EXERCISE AIM -> Every line holding the string "React" should be gathered.

DATA EXTRACT ->
···

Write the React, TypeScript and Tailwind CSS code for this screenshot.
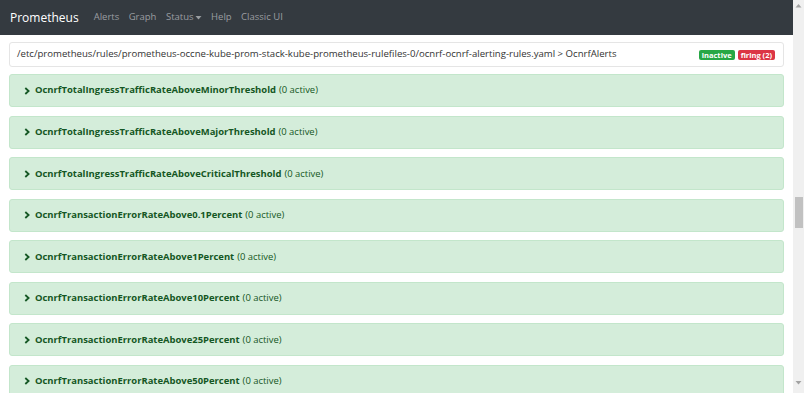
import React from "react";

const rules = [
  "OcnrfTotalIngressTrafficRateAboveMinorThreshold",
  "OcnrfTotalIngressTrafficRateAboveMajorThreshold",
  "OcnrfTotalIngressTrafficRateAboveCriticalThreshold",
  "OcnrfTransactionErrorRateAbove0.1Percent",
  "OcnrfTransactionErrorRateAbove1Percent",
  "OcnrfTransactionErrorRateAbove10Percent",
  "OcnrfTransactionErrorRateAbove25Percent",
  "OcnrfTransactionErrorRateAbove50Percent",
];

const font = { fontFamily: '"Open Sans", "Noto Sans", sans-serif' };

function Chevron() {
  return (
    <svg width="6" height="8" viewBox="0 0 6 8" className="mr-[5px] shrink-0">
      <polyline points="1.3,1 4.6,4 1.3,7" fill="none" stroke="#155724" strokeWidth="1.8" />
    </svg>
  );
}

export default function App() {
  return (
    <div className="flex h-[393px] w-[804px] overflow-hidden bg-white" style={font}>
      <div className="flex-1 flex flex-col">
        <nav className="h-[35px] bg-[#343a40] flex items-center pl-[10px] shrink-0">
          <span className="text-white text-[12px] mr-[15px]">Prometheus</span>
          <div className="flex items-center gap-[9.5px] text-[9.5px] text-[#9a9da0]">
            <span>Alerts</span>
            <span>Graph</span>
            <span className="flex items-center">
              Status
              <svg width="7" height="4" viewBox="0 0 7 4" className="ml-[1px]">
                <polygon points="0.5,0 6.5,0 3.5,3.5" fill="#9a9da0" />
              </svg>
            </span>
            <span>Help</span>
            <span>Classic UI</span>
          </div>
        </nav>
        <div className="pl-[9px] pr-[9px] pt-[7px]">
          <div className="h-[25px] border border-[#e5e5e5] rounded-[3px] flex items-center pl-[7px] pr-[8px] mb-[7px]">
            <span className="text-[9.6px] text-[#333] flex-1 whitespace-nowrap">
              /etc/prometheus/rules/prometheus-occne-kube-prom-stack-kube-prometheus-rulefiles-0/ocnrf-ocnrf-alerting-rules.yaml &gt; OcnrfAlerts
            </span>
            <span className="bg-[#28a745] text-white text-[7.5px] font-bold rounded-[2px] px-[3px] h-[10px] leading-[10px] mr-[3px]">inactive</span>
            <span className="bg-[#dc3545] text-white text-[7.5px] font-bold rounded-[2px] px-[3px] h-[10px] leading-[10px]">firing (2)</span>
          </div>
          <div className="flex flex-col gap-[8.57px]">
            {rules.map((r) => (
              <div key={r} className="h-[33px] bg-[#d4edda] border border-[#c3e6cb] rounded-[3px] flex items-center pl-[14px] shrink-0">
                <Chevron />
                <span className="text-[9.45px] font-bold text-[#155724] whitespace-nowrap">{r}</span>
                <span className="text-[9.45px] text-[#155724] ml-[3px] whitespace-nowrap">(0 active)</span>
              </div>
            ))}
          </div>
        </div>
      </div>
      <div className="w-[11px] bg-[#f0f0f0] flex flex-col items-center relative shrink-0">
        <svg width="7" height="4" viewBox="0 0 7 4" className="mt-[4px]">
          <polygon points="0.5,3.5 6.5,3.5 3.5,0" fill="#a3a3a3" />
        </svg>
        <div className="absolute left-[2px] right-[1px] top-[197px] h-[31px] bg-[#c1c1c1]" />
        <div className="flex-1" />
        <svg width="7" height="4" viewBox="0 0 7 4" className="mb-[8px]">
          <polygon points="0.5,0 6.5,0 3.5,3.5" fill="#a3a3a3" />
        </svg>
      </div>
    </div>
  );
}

···

RESULT FOR THIS EXERCISE ->
Write the React, TypeScript and Tailwind CSS code for this screenshot.
import React from "react";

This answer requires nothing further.